As it stands at present, the international justice system is wholly inadequate for the task it is supposed to fulfil because the most inviolate principle of post-1945 geopolitics - the absolute sovereignty of the nation state - still trumps what is supposed to be the second great pillar of the post-war international consensus:  the universality of human rights.

Those who argue that, for practical reasons as much as anything else, the ICC cannot become the first court of redress for all the world’s ills are of course correct. The ICC must remain a place at which only those charged wirh the most serious crimes can be tried. However, the court’s raison d’être, namely bringing individuals to justice from states that are either unable or unwilling to prosecute, needs to be extended to the point that the court’s jurisdiction is truly universal. Furthermore, it needs to be given the authority to try crimes committed before 1 July 2002.

Doubtless many international lawyers would object to these suggestions. International law has been founded upon consensus. At present, no state on earth is party to any international convention or organisation that it has not chosen to sign up to. There are many good reasons for this modus operandi, not least of which is that social, religious and cultural differences mean that internationally, laws vary. Yet the ICC does not deal with such laws, its jurisdiction covers only the most serious crimes, namely the crime of genocide; crimes against humanity; war crimes and the crime of aggression. Surely it is not beyond the realms of possibility to achieve consensus on the point that those accused of such crimes must stand trial, no matter who they may be and where on earth they may happen to live. Ideally, the prosecution of such crimes will be the responsibility of the individual state, but where a state proves unable or unwilling to prosecute, there must be an effective court of last resort. The International Criminal Court will continue to be a misnomer so long as as its jurisdiction stops at the borders of states that don’t want to play ball.

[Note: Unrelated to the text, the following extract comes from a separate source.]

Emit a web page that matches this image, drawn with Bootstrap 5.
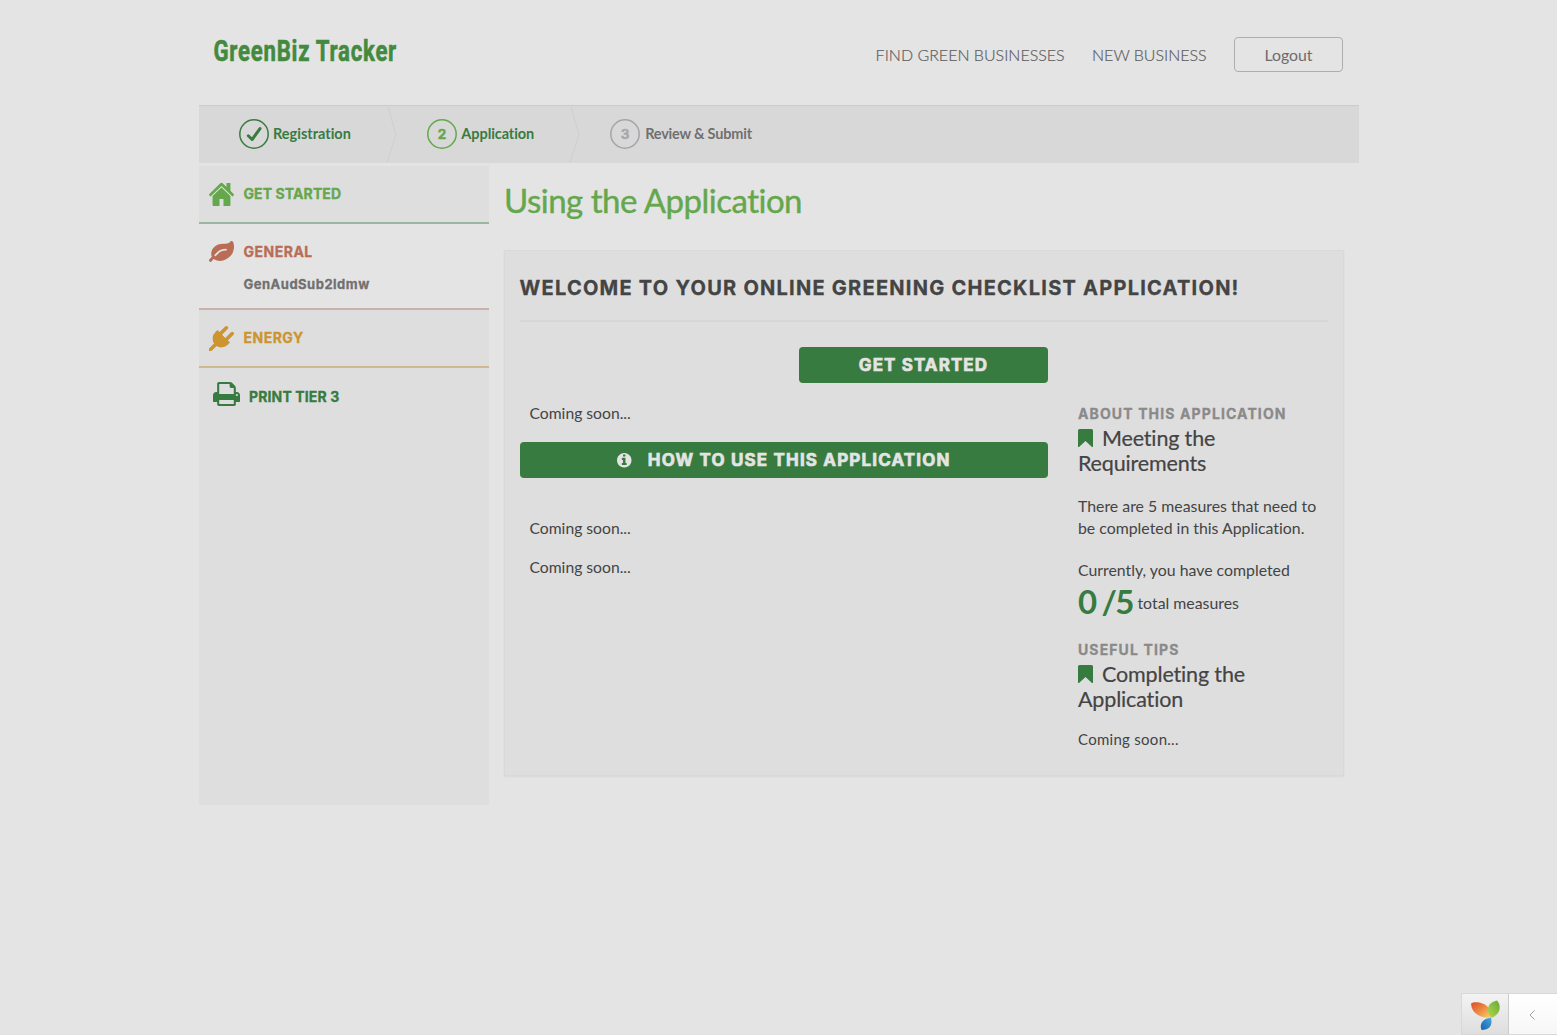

The issue of retroactive legislation is, if anything trickier still. One of the basic principles of law is that it must be certain. An action cannot be legal one day and then prosecutable the next. Legislation can be passed that makes an action that was once legal now illegal, but prosecutions of that action can and should only take place after the new law has come into effect. It would not be right for an individual to be hauled up on charges of filing his tax return incorrectly a year ago because the law on how to correctly file tax returns has changed since that point. Only if the tax return wrongly filed after the new law came into effect could that individual be prosecuted.

Yet this is not the case with the ICC. The crimes it was set up to try were crimes in 1994, they were crimes at the time of the inception of the ICC and they are crimes now. Some will point out that what constitutes the crime of genocide and what constitutes the crime of aggression is still not fully agreed upon, yet that is just as much the case now, after the establishment of the ICC with its authority to try such crimes, as it was in 1994.

It has been pointed out on more than one occassion that international institutions such as the ICC (or the UN for that matter) are only as effective as the most powerful states wish them to be. The biggest stumbling block for the ICC has so far been that for almost the entirety of its short existence it has been confronted by an American administration singularly opposed to the idea that any international institution should be able to exercise jurisdiction over American citizens without the express permission of the United States.

Such was the opposition of America to the notion of an ICC with universal jurisdiction under the Bush administration that on 30 June 2002, the day before the Rome Statute was to come into force, the US declared that it would vote against a resolution renewing for 6 months the mandate of the UN Mission in Bosnia and Herzegovina (UNMIBH) and threatened to do the same with respect to all other UN peacekeeping operations if US military personnel participating in such operations were not granted an exemption from the ICC’s jurisdiction.

The upshot of this was United Nations Security Council (UNSC) Resolution 1422, which stipulated that in the case of UNSC mandated operations, any incidents involving personnel of contributing states not party to the Rome Statute would not fall under the jurisdiction of the ICC for a period of twelve months unless the UNSC (on which the US has a veto) expressly stated otherwise. Subsequent UNSC resolutions to the same effect have if anything weakened the authority of the ICC still further.

The announcement by President Obama on 31 March that America would seek a seat on the UN’s Human Rights Council has been hailed by UN Secretary General Ban Ki-Moon as indicative of “a new era of engagement” on the part of the United States. The fact that it would be a struggle to be less engaged than the former Bush administration should not detract from this.

However, if the United States is really serious about engaging with the international community, then it also needs to ratify the Rome Statute as a matter of urgency. That being done, the US needs to use its considerable global influence - and President Obama his considerable global credibility - to push for a renegotiation of the Rome Statute to make the jurisdiction of the ICC truly universal and applicable to crimes committed no matter what their date.

Not only that, but the hitherto mentioned rule of conditionality also needs to be modified. International lawyers such as Kevin Heller have argued persuasively that the “unable or unwilling” clause of the Rome Statute that allows the ICC to step in if a state proves itself unable or unwilling to prosecute only applies if a state is making it more difficult to prosecute an individual. The statute does not permit the ICC to step in if a state’s inequitable legal process makes a conviction less difficult, as would be the case in Rwanda at present. Though there is disagreement amongst international lawyers on this issue, the very fact of such disagreement is argument enough to modify the statute so as to extend beyond question the ICC’s authority to cases where an inadequate respect for due process on the part of a nation state would make a conviction easier to obtain in addition to a conviction being made too difficult.

There is an unpleasant imbalance in the international justice system at present. The issue of the four Rwandans whose extradition has been denied by the British courts is paradigmatic of the problem. Had the extradition been granted, the system at present stipulates that they must stand trial in Rwanda, though they would certainly not receive a fair trial. With the extradition request refused, it now appears that these men may not face a court at all. This is what is known as international injustice. What is worse is that it is unnecessary international injustice, and it needs to change.